Objective -
Go through the listing below and list every line with "TypeScript".

Information provided -
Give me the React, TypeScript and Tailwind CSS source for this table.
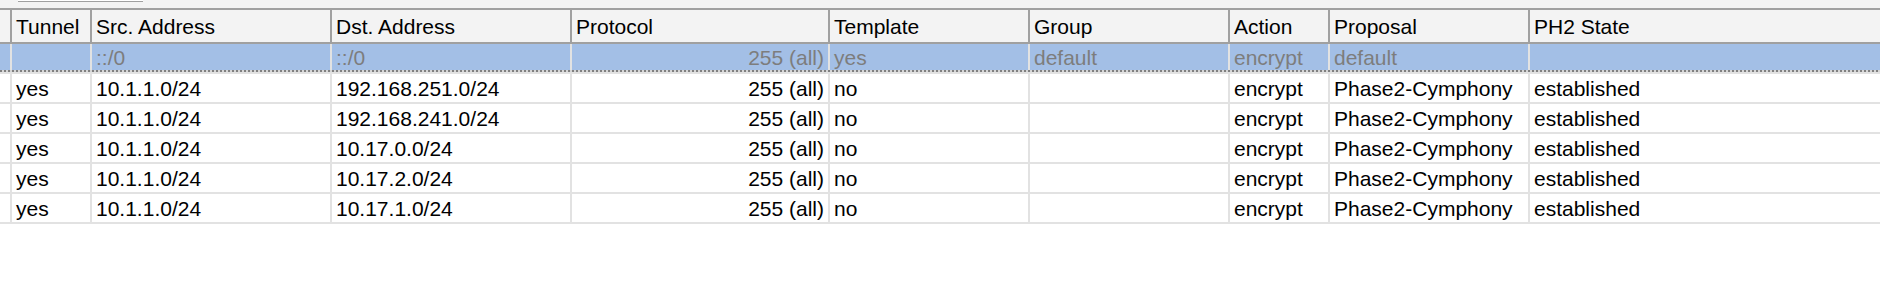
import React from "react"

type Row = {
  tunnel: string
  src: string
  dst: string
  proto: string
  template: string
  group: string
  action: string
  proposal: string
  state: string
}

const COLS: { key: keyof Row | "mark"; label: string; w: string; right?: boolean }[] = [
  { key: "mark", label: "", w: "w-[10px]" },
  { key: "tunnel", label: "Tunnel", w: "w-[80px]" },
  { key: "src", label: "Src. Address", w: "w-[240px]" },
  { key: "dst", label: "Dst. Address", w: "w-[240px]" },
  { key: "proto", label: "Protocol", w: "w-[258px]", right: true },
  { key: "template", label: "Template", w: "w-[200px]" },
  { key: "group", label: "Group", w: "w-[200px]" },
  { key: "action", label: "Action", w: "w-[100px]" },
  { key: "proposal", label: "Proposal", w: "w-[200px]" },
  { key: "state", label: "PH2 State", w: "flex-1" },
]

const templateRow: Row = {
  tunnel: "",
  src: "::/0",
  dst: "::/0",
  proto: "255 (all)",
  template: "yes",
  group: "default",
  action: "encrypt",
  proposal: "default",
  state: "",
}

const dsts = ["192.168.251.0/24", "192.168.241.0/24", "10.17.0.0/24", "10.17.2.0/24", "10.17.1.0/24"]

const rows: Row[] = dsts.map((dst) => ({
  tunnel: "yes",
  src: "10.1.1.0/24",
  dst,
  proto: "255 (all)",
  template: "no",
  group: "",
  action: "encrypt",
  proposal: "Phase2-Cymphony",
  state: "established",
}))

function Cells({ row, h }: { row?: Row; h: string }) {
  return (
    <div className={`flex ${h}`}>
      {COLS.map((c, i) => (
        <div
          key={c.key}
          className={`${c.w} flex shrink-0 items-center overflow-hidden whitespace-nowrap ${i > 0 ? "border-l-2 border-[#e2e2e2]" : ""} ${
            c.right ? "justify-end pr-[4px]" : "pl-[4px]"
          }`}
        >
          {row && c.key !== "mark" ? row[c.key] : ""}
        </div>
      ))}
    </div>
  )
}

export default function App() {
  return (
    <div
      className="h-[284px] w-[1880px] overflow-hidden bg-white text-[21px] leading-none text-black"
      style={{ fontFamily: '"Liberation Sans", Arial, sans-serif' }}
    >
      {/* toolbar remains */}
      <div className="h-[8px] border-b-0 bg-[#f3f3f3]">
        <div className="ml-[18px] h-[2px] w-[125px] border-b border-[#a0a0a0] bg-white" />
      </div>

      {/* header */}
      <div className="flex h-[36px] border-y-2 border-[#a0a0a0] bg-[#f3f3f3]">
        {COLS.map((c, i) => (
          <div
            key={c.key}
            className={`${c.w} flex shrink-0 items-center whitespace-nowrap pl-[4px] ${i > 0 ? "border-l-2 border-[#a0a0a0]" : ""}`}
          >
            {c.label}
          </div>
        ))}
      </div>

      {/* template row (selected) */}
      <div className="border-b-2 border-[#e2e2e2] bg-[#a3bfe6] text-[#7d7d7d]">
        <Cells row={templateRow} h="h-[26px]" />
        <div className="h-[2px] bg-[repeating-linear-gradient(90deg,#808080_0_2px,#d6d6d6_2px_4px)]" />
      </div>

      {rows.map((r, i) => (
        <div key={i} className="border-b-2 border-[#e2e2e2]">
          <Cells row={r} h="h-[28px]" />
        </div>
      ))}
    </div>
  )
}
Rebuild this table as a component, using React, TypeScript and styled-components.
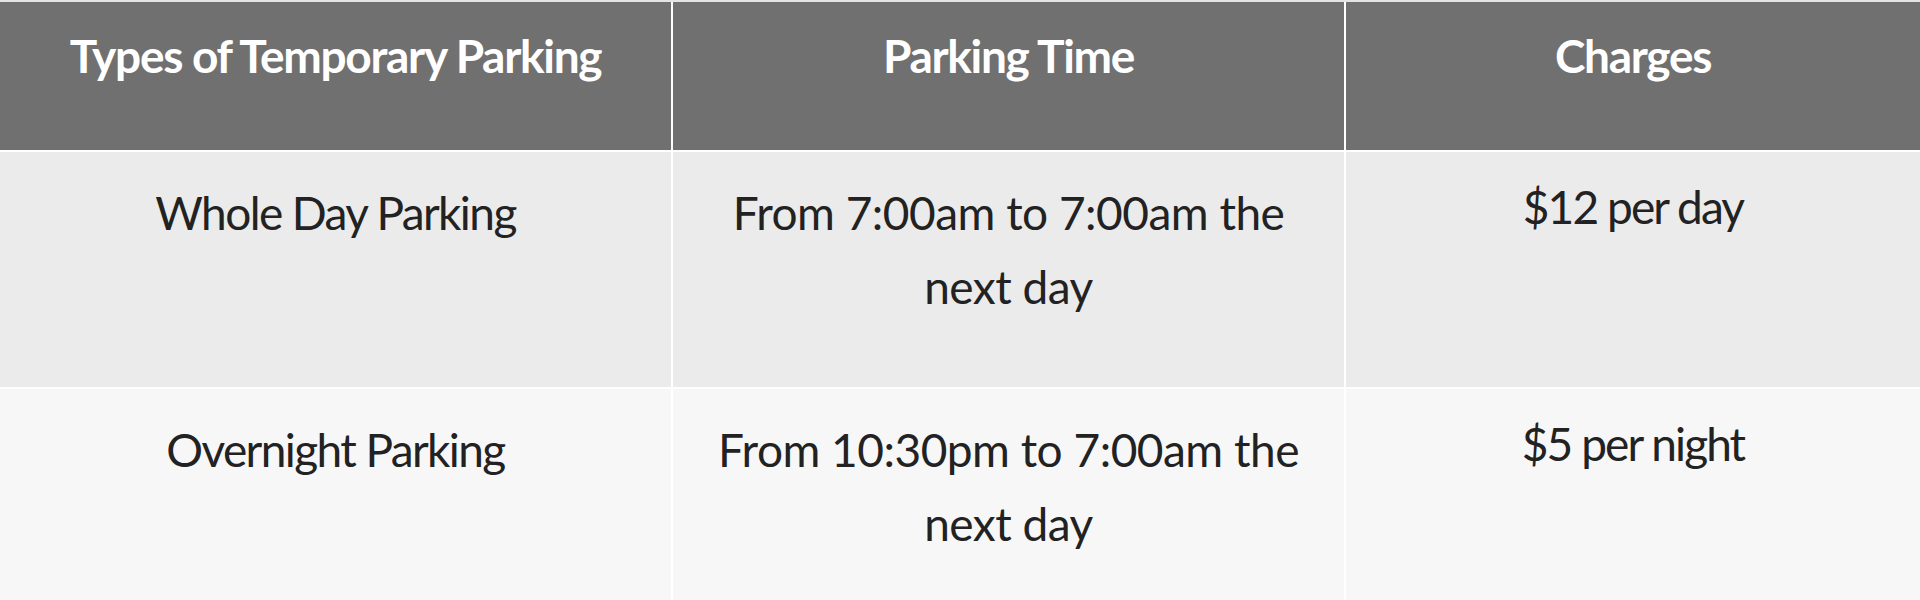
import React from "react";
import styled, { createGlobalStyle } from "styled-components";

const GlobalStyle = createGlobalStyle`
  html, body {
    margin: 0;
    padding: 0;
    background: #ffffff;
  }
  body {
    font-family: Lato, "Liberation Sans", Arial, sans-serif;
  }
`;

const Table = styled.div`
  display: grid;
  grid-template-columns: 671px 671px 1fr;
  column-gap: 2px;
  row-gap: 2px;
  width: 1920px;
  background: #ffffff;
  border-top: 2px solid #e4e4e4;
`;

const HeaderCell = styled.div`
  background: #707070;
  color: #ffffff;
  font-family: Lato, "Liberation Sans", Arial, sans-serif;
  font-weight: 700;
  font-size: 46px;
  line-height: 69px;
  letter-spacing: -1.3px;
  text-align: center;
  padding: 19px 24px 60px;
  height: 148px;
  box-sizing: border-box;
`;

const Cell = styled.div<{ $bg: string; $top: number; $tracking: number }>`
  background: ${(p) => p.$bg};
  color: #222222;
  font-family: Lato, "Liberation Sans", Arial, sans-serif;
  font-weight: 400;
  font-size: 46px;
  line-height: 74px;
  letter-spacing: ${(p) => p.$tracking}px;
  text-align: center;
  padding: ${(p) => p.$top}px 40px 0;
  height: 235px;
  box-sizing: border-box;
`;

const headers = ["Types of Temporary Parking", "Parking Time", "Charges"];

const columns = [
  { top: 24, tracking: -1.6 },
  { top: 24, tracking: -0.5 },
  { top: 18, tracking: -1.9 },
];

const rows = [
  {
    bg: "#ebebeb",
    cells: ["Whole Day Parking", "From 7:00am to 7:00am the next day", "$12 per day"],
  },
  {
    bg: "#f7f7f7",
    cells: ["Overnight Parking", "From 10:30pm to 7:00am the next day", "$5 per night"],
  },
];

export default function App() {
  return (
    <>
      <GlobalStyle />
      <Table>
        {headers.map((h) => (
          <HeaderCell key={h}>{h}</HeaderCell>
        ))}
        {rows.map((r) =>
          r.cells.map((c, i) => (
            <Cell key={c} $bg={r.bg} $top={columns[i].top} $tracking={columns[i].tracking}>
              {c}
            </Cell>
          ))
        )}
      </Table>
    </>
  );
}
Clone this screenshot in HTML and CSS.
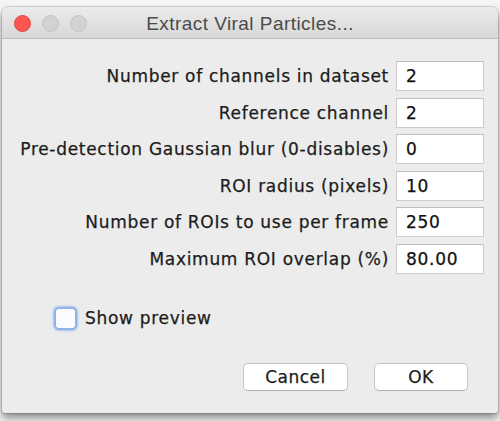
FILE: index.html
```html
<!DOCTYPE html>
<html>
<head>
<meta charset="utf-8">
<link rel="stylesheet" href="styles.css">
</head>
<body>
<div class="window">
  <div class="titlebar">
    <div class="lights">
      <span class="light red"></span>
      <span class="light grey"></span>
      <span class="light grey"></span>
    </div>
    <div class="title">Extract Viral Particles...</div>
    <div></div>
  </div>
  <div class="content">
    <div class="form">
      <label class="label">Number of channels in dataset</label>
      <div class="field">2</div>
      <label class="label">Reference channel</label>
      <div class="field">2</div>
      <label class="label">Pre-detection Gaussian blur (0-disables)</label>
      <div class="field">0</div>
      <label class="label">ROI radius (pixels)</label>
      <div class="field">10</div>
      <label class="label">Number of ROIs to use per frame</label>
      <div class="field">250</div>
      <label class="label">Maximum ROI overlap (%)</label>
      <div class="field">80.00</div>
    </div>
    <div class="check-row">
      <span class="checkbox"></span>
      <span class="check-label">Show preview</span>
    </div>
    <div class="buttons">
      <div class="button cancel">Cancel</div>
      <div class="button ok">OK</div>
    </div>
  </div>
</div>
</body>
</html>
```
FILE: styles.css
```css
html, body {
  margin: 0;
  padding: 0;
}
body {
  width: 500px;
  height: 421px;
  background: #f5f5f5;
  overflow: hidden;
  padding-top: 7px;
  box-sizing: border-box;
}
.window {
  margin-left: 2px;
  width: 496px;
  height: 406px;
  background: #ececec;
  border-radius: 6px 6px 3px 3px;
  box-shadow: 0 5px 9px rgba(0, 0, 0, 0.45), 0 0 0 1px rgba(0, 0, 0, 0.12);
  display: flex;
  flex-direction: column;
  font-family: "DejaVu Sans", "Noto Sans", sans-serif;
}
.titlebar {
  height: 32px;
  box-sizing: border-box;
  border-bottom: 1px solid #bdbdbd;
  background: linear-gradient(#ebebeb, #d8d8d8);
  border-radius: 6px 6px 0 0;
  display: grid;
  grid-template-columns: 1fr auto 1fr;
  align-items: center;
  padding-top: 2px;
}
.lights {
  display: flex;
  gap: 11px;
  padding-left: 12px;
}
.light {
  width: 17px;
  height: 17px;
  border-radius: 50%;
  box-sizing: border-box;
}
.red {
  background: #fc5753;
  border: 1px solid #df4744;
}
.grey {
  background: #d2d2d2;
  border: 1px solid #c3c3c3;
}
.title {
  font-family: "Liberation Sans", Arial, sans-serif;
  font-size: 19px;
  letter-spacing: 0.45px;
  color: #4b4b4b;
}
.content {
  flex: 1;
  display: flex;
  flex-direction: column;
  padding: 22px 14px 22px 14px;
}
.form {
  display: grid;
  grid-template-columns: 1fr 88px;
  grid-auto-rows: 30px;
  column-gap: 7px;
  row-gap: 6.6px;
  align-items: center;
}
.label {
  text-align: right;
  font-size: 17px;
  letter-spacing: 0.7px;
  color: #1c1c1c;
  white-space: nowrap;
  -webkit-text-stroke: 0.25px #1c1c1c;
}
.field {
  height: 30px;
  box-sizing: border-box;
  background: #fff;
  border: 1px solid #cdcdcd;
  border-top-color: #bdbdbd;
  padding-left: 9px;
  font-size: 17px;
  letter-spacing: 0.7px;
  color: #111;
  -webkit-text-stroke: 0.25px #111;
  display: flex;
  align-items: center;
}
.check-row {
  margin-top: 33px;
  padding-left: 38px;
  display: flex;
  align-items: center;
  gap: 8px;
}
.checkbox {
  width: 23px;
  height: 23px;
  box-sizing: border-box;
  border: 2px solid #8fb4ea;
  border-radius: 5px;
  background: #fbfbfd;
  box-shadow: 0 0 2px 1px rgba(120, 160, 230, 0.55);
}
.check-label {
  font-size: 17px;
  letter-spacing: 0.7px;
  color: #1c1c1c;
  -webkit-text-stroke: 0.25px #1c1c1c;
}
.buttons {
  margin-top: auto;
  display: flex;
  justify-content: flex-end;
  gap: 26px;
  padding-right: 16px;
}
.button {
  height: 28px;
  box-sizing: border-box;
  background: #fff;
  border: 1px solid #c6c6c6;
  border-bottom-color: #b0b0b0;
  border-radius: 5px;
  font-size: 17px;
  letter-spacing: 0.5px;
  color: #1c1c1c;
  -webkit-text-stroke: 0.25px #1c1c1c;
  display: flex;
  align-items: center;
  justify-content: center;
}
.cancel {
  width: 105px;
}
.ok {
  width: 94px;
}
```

Task result -
Give me the React, TypeScript and Tailwind CSS source for this table.
Rebuild this table as a component, using React, TypeScript and styled-components.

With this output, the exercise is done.